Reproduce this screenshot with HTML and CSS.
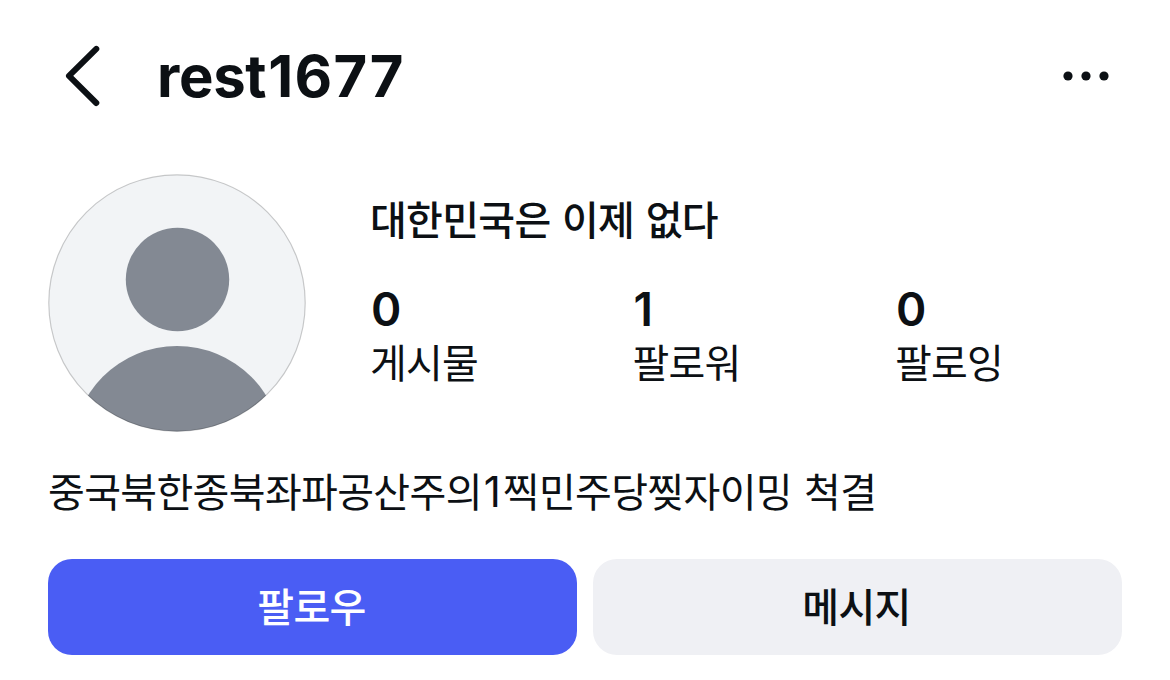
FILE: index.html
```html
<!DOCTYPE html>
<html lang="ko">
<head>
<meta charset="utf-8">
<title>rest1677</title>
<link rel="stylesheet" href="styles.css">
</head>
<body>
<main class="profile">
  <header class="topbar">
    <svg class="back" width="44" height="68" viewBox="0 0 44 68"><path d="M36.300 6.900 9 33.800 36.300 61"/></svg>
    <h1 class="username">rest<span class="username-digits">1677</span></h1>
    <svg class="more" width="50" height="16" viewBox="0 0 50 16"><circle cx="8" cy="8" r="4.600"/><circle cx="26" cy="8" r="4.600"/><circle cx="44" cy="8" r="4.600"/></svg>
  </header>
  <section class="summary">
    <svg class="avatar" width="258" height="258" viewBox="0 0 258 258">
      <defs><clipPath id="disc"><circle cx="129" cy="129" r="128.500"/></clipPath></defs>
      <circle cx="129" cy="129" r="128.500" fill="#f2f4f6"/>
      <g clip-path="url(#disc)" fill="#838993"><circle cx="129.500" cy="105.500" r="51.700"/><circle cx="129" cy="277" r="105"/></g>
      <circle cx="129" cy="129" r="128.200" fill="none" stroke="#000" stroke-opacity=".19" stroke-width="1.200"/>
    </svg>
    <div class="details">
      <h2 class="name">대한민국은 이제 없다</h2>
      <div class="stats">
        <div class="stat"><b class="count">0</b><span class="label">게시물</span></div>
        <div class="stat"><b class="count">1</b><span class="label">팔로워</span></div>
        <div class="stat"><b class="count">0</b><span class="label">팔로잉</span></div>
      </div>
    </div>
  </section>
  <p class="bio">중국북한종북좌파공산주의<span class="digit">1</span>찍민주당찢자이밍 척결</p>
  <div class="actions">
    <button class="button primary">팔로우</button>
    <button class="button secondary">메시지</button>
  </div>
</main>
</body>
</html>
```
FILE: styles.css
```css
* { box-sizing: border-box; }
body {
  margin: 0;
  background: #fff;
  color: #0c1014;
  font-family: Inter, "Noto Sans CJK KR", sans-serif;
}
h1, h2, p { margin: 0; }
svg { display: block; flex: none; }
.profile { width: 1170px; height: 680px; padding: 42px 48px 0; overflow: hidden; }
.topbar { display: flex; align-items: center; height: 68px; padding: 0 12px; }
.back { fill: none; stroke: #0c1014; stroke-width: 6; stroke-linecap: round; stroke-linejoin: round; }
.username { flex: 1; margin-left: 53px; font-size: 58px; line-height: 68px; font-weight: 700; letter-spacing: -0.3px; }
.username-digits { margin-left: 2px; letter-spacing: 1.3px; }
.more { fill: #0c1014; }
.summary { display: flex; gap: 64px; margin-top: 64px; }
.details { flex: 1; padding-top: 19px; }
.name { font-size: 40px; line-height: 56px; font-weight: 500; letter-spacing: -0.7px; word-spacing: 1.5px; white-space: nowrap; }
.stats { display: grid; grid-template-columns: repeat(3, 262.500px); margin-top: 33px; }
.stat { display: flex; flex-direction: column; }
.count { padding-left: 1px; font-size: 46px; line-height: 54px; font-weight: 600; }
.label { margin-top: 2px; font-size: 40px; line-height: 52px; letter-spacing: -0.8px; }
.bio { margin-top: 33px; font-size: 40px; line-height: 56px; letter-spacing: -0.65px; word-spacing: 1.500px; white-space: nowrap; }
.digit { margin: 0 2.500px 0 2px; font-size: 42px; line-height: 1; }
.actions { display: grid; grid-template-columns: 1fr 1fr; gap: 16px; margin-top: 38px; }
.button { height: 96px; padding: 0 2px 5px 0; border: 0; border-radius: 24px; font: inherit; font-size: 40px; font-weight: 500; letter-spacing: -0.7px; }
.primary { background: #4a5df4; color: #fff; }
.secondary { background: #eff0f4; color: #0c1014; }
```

────

#### [WHAT NEEDS TO BE DONE]
Restate the listing above word for word, and skip the pictures.

#### [CORRECT OUTPUT]
Reproduce this screenshot with HTML and CSS.
FILE: index.html
```html
<!DOCTYPE html>
<html lang="ko">
<head>
<meta charset="utf-8">
<title>rest1677</title>
<link rel="stylesheet" href="styles.css">
</head>
<body>
<main class="profile">
  <header class="topbar">
    <svg class="back" width="44" height="68" viewBox="0 0 44 68"><path d="M36.300 6.900 9 33.800 36.300 61"/></svg>
    <h1 class="username">rest<span class="username-digits">1677</span></h1>
    <svg class="more" width="50" height="16" viewBox="0 0 50 16"><circle cx="8" cy="8" r="4.600"/><circle cx="26" cy="8" r="4.600"/><circle cx="44" cy="8" r="4.600"/></svg>
  </header>
  <section class="summary">
    <svg class="avatar" width="258" height="258" viewBox="0 0 258 258">
      <defs><clipPath id="disc"><circle cx="129" cy="129" r="128.500"/></clipPath></defs>
      <circle cx="129" cy="129" r="128.500" fill="#f2f4f6"/>
      <g clip-path="url(#disc)" fill="#838993"><circle cx="129.500" cy="105.500" r="51.700"/><circle cx="129" cy="277" r="105"/></g>
      <circle cx="129" cy="129" r="128.200" fill="none" stroke="#000" stroke-opacity=".19" stroke-width="1.200"/>
    </svg>
    <div class="details">
      <h2 class="name">대한민국은 이제 없다</h2>
      <div class="stats">
        <div class="stat"><b class="count">0</b><span class="label">게시물</span></div>
        <div class="stat"><b class="count">1</b><span class="label">팔로워</span></div>
        <div class="stat"><b class="count">0</b><span class="label">팔로잉</span></div>
      </div>
    </div>
  </section>
  <p class="bio">중국북한종북좌파공산주의<span class="digit">1</span>찍민주당찢자이밍 척결</p>
  <div class="actions">
    <button class="button primary">팔로우</button>
    <button class="button secondary">메시지</button>
  </div>
</main>
</body>
</html>
```
FILE: styles.css
```css
* { box-sizing: border-box; }
body {
  margin: 0;
  background: #fff;
  color: #0c1014;
  font-family: Inter, "Noto Sans CJK KR", sans-serif;
}
h1, h2, p { margin: 0; }
svg { display: block; flex: none; }
.profile { width: 1170px; height: 680px; padding: 42px 48px 0; overflow: hidden; }
.topbar { display: flex; align-items: center; height: 68px; padding: 0 12px; }
.back { fill: none; stroke: #0c1014; stroke-width: 6; stroke-linecap: round; stroke-linejoin: round; }
.username { flex: 1; margin-left: 53px; font-size: 58px; line-height: 68px; font-weight: 700; letter-spacing: -0.3px; }
.username-digits { margin-left: 2px; letter-spacing: 1.3px; }
.more { fill: #0c1014; }
.summary { display: flex; gap: 64px; margin-top: 64px; }
.details { flex: 1; padding-top: 19px; }
.name { font-size: 40px; line-height: 56px; font-weight: 500; letter-spacing: -0.7px; word-spacing: 1.5px; white-space: nowrap; }
.stats { display: grid; grid-template-columns: repeat(3, 262.500px); margin-top: 33px; }
.stat { display: flex; flex-direction: column; }
.count { padding-left: 1px; font-size: 46px; line-height: 54px; font-weight: 600; }
.label { margin-top: 2px; font-size: 40px; line-height: 52px; letter-spacing: -0.8px; }
.bio { margin-top: 33px; font-size: 40px; line-height: 56px; letter-spacing: -0.65px; word-spacing: 1.500px; white-space: nowrap; }
.digit { margin: 0 2.500px 0 2px; font-size: 42px; line-height: 1; }
.actions { display: grid; grid-template-columns: 1fr 1fr; gap: 16px; margin-top: 38px; }
.button { height: 96px; padding: 0 2px 5px 0; border: 0; border-radius: 24px; font: inherit; font-size: 40px; font-weight: 500; letter-spacing: -0.7px; }
.primary { background: #4a5df4; color: #fff; }
.secondary { background: #eff0f4; color: #0c1014; }
```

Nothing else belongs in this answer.